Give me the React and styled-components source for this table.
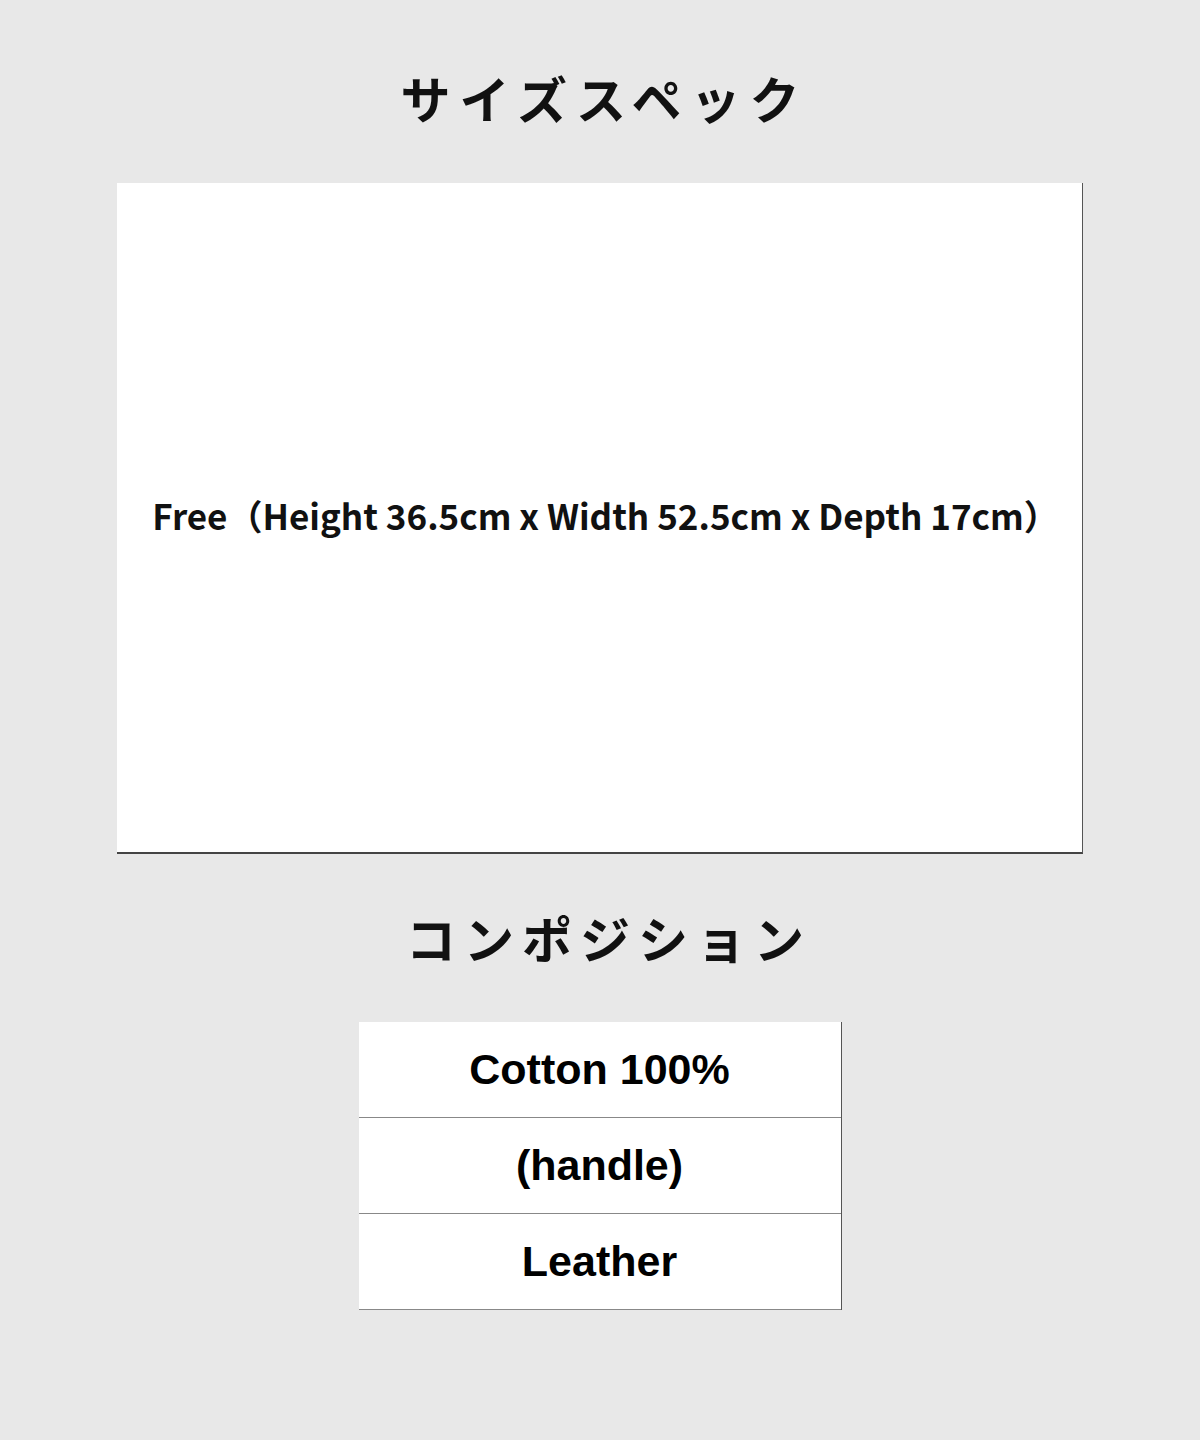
import React from 'react'
import styled, { createGlobalStyle } from 'styled-components'

const GlobalStyle = createGlobalStyle`
  html, body {
    margin: 0;
    padding: 0;
    background: #e8e8e8;
  }
`

const Page = () => {
  return (
    <Stcontainer>
      <GlobalStyle />
      <StTitle>サイズスペック</StTitle>
      <StSizeBox>
        <StSizeText>Free（Height 36.5cm x Width 52.5cm x Depth 17cm）</StSizeText>
      </StSizeBox>
      <StTitle second>コンポジション</StTitle>
      <StTable>
        <StRow>Cotton 100%</StRow>
        <StRow>(handle)</StRow>
        <StRow>Leather</StRow>
      </StTable>
    </Stcontainer>
  )
}

export default Page

const Stcontainer = styled.div`
  width: 1200px;
  height: 1440px;
  background-color: #e8e8e8;
  display: flex;
  flex-direction: column;
  align-items: center;
  padding-top: 64px;
  box-sizing: border-box;
  font-family: "Noto Sans CJK JP", "Noto Sans", sans-serif;
  color: #111;
`

const StTitle = styled.h2`
  margin: 0;
  margin-top: ${(p) => (p.second ? '50px' : '0')};
  font-size: 50px;
  line-height: 66px;
  font-weight: 700;
  letter-spacing: ${(p) => (p.second ? '8px' : '9px')};
  padding-left: ${(p) => (p.second ? '18px' : '9px')};
`

const StSizeBox = styled.div`
  margin-top: 53px;
  width: 966px;
  height: 671px;
  box-sizing: border-box;
  background-color: #fff;
  border-right: 1px solid #555;
  border-bottom: 2px solid #444;
  display: flex;
  justify-content: center;
  align-items: center;
`

const StSizeText = styled.p`
  margin: -6px 0 0 12px;
  font-size: 35px;
  font-weight: 700;
`

const StTable = styled.div`
  margin-top: 52px;
  width: 482px;
  background-color: #fff;
  border-right: 1px solid #555;
  display: flex;
  flex-direction: column;
`

const StRow = styled.div`
  height: 96px;
  box-sizing: border-box;
  border-bottom: 1px solid #888;
  display: flex;
  justify-content: center;
  align-items: center;
  font-family: "Liberation Sans", Arial, sans-serif;
  font-size: 43px;
  font-weight: 700;
  color: #000;
`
■ ■ ■ ■ ■
→ Aim of the task: Reproduce all of the data exactly; the pictures do not belong in the copy.

→ The completed task:
Give me the React and styled-components source for this table.
import React from 'react'
import styled, { createGlobalStyle } from 'styled-components'

const GlobalStyle = createGlobalStyle`
  html, body {
    margin: 0;
    padding: 0;
    background: #e8e8e8;
  }
`

const Page = () => {
  return (
    <Stcontainer>
      <GlobalStyle />
      <StTitle>サイズスペック</StTitle>
      <StSizeBox>
        <StSizeText>Free（Height 36.5cm x Width 52.5cm x Depth 17cm）</StSizeText>
      </StSizeBox>
      <StTitle second>コンポジション</StTitle>
      <StTable>
        <StRow>Cotton 100%</StRow>
        <StRow>(handle)</StRow>
        <StRow>Leather</StRow>
      </StTable>
    </Stcontainer>
  )
}

export default Page

const Stcontainer = styled.div`
  width: 1200px;
  height: 1440px;
  background-color: #e8e8e8;
  display: flex;
  flex-direction: column;
  align-items: center;
  padding-top: 64px;
  box-sizing: border-box;
  font-family: "Noto Sans CJK JP", "Noto Sans", sans-serif;
  color: #111;
`

const StTitle = styled.h2`
  margin: 0;
  margin-top: ${(p) => (p.second ? '50px' : '0')};
  font-size: 50px;
  line-height: 66px;
  font-weight: 700;
  letter-spacing: ${(p) => (p.second ? '8px' : '9px')};
  padding-left: ${(p) => (p.second ? '18px' : '9px')};
`

const StSizeBox = styled.div`
  margin-top: 53px;
  width: 966px;
  height: 671px;
  box-sizing: border-box;
  background-color: #fff;
  border-right: 1px solid #555;
  border-bottom: 2px solid #444;
  display: flex;
  justify-content: center;
  align-items: center;
`

const StSizeText = styled.p`
  margin: -6px 0 0 12px;
  font-size: 35px;
  font-weight: 700;
`

const StTable = styled.div`
  margin-top: 52px;
  width: 482px;
  background-color: #fff;
  border-right: 1px solid #555;
  display: flex;
  flex-direction: column;
`

const StRow = styled.div`
  height: 96px;
  box-sizing: border-box;
  border-bottom: 1px solid #888;
  display: flex;
  justify-content: center;
  align-items: center;
  font-family: "Liberation Sans", Arial, sans-serif;
  font-size: 43px;
  font-weight: 700;
  color: #000;
`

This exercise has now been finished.